I have learned that it was “me” that God was working on. He was training “me” for life and ministry through the tool called ministry. It wasn’t that He really needed “me” to accomplish His desire. No, He was going to do that with or without me. But He wanted me to accompany Him. He wanted to do it with me. In order to do it with me, however, He needed to change me from someone who was constantly concerned about his own happiness rather than the happiness of those around him. He needed to change him from focusing on his own “self-centeredness” to “self-denial.” And He did, little by little, everyday, He’s been working on me. And He taught me that it is when I serve for the happiness of others around me I truly become happy.
So unlike the younger days, I don’t compare myself with others. I don’t try to measure up to people’s expectations. I realized that I don’t have to succeed in the eyes of the people. I am certainly not going to compete with other churches or other pastors, because when I do I become unhappy.
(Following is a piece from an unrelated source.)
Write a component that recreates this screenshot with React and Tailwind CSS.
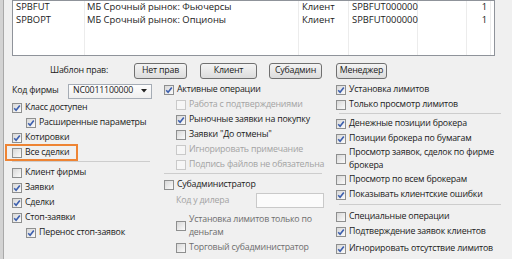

I like what I do now. No, let me amend that. I “love” what I do now. And I love doing it with the people God has placed in my life, namely you. You have been a huge factor in my pilgrimage. It was you who God used at times to put me through the fiery furnace. It was you who God used to break me at times, feeling totally inadequate and weak. But it was also you that God used to affirm me again and again that it is worth my whole life. You helped me to serve God. You became the best companion in this journey. You made it fun. So, I owe you more than you know.
For obvious reasons, my journey is not done yet. I look forward to many more years, God willing. But I do promise you, however, that I will do the best I can to make the next leg of the journey better than any leg in the past.